## WHAT NEEDS TO BE DONE
Copy exactly, and only, the lines between the start of the entries below and the line containing "string; rows: Row[]", both inclusive. Omit pictures.

## DATA ROWS
+ + + + + + +
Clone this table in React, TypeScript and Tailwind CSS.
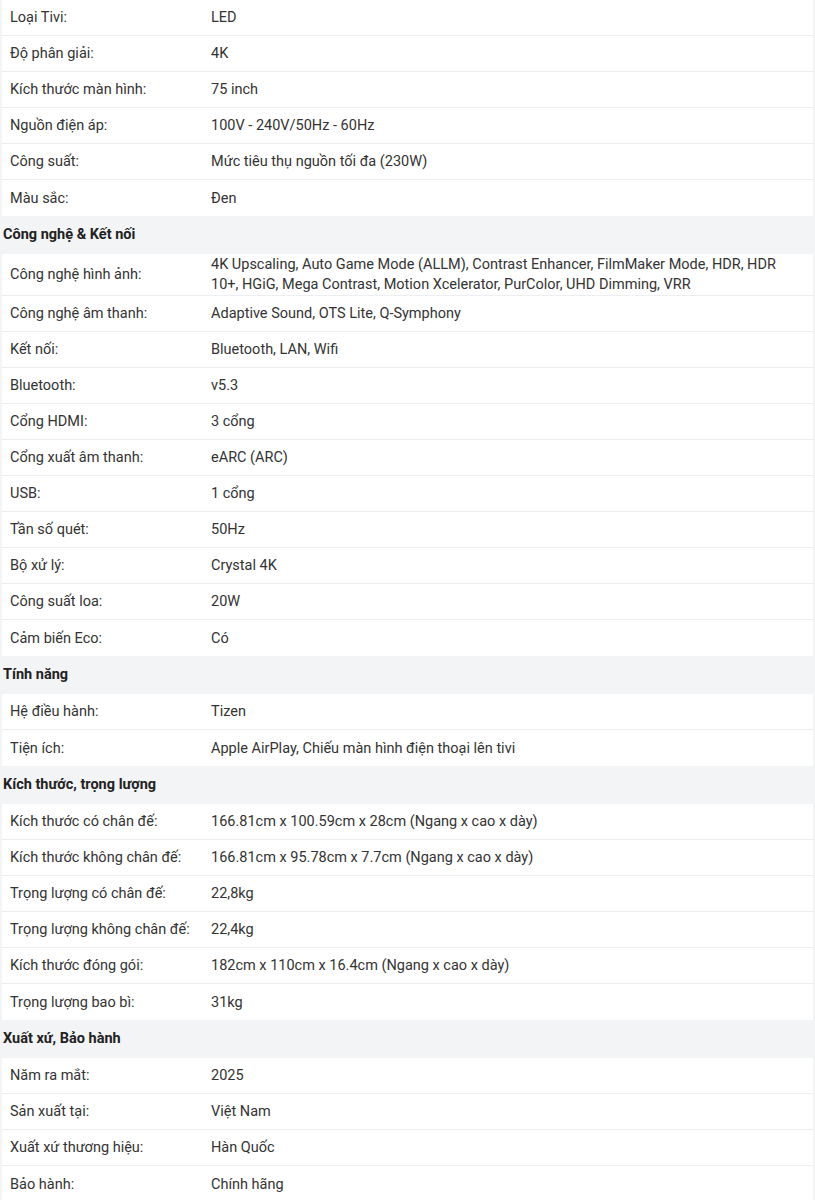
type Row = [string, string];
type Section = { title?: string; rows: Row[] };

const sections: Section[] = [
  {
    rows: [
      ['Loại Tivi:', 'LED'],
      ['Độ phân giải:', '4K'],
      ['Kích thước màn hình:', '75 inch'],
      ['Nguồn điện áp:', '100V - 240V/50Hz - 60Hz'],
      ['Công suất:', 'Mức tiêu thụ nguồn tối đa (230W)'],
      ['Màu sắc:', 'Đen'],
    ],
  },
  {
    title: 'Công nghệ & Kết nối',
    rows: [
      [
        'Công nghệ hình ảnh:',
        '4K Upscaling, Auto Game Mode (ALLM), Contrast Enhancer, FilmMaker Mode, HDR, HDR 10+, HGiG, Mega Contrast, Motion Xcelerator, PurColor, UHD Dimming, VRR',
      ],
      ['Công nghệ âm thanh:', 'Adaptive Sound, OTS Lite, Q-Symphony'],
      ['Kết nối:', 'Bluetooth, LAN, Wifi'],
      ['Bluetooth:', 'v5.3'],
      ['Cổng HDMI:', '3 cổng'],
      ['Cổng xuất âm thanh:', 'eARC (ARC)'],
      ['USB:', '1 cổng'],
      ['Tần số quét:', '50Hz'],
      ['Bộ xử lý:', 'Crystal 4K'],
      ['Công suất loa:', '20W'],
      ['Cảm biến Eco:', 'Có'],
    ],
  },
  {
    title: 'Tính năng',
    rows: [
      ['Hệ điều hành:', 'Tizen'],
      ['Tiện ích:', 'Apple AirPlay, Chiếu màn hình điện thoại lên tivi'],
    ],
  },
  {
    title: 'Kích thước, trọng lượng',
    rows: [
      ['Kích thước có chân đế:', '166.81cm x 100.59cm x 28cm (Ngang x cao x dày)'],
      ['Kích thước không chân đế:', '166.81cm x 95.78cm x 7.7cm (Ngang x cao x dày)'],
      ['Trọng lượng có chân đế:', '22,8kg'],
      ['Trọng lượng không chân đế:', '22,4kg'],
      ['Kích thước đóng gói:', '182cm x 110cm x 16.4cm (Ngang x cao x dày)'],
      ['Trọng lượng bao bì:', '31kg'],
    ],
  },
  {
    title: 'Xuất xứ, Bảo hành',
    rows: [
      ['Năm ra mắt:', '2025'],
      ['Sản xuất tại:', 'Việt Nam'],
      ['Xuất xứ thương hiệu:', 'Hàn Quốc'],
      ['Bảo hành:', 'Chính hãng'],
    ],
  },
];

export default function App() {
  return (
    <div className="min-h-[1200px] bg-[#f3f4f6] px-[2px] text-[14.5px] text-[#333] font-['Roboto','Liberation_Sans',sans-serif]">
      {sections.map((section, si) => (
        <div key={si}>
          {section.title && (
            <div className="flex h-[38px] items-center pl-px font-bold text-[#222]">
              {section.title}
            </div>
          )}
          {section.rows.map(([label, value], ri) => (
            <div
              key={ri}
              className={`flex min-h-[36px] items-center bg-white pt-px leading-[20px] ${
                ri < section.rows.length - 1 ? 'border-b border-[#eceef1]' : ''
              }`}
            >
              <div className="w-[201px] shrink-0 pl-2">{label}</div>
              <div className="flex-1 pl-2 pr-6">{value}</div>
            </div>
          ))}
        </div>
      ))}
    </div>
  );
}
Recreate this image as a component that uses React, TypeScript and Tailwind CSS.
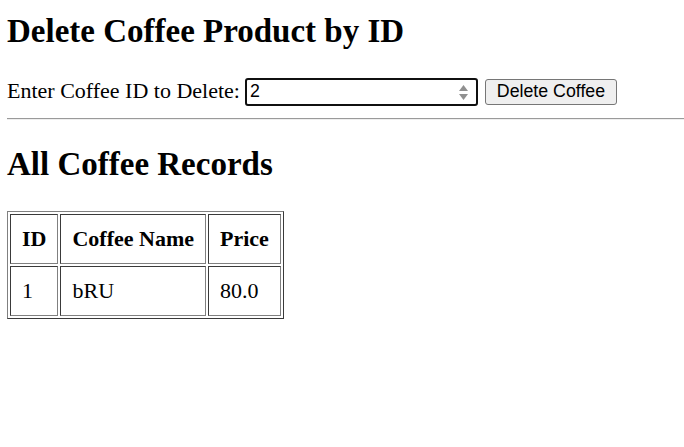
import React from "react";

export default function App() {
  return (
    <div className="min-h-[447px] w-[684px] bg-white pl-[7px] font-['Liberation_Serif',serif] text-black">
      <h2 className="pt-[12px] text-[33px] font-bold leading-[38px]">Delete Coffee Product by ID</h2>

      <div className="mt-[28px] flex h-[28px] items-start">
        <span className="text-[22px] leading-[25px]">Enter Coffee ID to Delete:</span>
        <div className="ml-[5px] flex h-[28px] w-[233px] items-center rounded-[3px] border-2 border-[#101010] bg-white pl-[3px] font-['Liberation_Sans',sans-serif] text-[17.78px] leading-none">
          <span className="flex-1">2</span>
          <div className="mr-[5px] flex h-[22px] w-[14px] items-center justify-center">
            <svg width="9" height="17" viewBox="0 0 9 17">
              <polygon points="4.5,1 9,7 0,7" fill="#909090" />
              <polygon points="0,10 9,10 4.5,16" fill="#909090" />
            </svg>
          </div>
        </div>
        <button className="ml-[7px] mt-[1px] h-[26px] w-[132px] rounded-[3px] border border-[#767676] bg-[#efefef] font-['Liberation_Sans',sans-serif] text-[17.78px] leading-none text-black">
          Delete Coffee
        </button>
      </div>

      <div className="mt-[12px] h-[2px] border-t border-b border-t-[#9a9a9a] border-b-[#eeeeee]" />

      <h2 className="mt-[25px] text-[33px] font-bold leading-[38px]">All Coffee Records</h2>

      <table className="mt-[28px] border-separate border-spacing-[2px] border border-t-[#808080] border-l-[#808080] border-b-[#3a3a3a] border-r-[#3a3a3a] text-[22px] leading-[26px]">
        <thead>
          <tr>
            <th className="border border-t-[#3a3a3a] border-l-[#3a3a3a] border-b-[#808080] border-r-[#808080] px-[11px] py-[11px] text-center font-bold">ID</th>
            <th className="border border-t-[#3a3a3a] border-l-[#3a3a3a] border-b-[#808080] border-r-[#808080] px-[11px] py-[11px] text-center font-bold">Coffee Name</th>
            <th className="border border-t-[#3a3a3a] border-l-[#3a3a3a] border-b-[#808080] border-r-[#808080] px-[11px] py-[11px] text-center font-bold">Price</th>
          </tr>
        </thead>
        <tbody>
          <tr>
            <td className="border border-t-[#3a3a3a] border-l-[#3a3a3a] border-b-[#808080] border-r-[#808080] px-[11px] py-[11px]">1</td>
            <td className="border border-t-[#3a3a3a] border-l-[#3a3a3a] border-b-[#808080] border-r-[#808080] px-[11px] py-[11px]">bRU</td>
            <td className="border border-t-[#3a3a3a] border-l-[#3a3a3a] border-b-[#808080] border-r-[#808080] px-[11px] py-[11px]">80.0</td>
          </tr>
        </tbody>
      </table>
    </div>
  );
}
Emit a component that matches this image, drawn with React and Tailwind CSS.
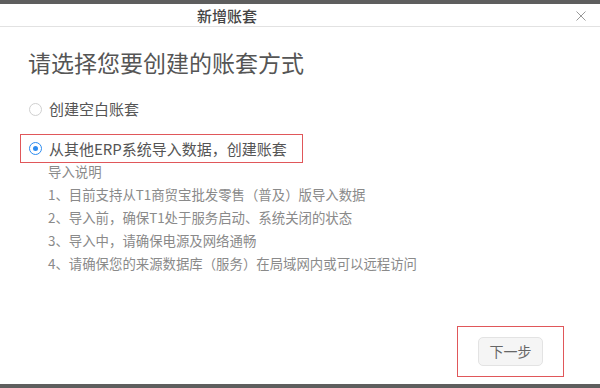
+ + + + + + +
## OUTPUT OF THE EXERCISE
Clone this table in React, TypeScript and Tailwind CSS.
type Row = [string, string];
type Section = { title?: string; rows: Row[] };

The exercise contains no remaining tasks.